Forum Moderators: open

Message Too Old, No Replies

Google & The ODP

I think this is getting out of control

         

Chico_Loco

2:47 pm on Dec 21, 2002 (gmt 0)

WebmasterWorld Senior Member 10+ Year Member



I know this has been disgussed before but I think it deserves some more time.

If Google are trying so hard to have their database as "fresh" as can possibly be, why would they still use DMOZ are their source for their directory. It has been well over 3 months since the ODP have updated ANYTHING, it's absolutly obsurd. As though the DMOZ wasn't already known for being a useless resource, this just makes it worse for them.

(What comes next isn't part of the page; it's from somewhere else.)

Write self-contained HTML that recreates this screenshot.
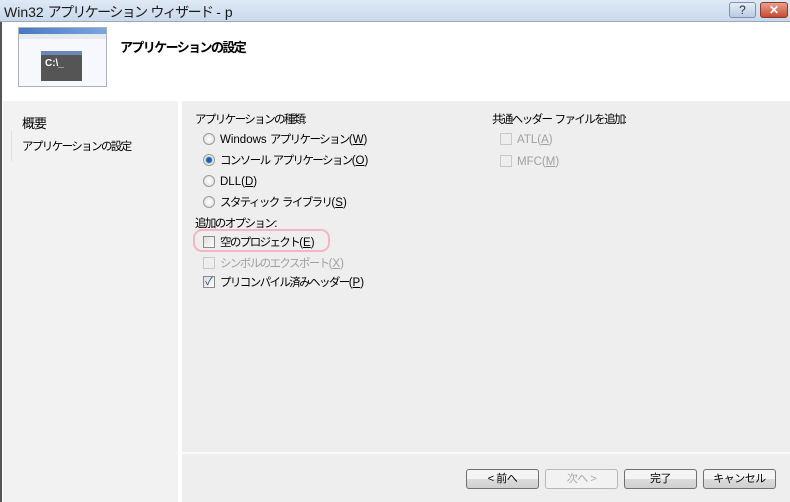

I can understand that they had problems when upgrading their servers etc.. thats fine, but holy god 3 Months? I personally could manage to completly redo anything that needs redoing in 3 months, and I'm just one guy, and probably not as good at IT as the guys they have, what on earth are they doing over there? Could they be on strike?

If the new hardware don't work, they should probably get a refund before that 12 month warranty expires, as it's fast approaching.

Am I wrong?

The Contractor

2:53 pm on Dec 21, 2002 (gmt 0)

WebmasterWorld Senior Member 10+ Year Member



If Google are trying so hard to have their database as "fresh" as can possibly be, why would they still use DMOZ are their source for their directory. It has been well over 3 months since the ODP have updated ANYTHING, it's absolutly obsurd. As though the DMOZ wasn't already known for being a useless resource, this just makes it worse for them.

Uhmm... Google crawls the ODP daily so it doesn't rely on just the RDF dump.

I personally could manage to completely redo anything that needs redoing in 3 months, and I'm just one guy, and probably not as good at IT as the guys they have, what on earth are they doing over there? Could they be on strike?

Well maybe you should as there happens to be only one person that takes care of the whole backend now. I suggest anyone that states they can do so - do it!

My 2-cents
{edited} for my spelling ;)

heini

3:01 pm on Dec 21, 2002 (gmt 0)

WebmasterWorld Senior Member 10+ Year Member




>Google crawls the ODP daily so it doesn't rely on just the RDF dump

Perhaps we should put up a huge banner on this forums index page with just that text... ;)

The Contractor

3:08 pm on Dec 21, 2002 (gmt 0)

WebmasterWorld Senior Member 10+ Year Member



Perhaps we should put up a huge banner on this forums index page with just that text.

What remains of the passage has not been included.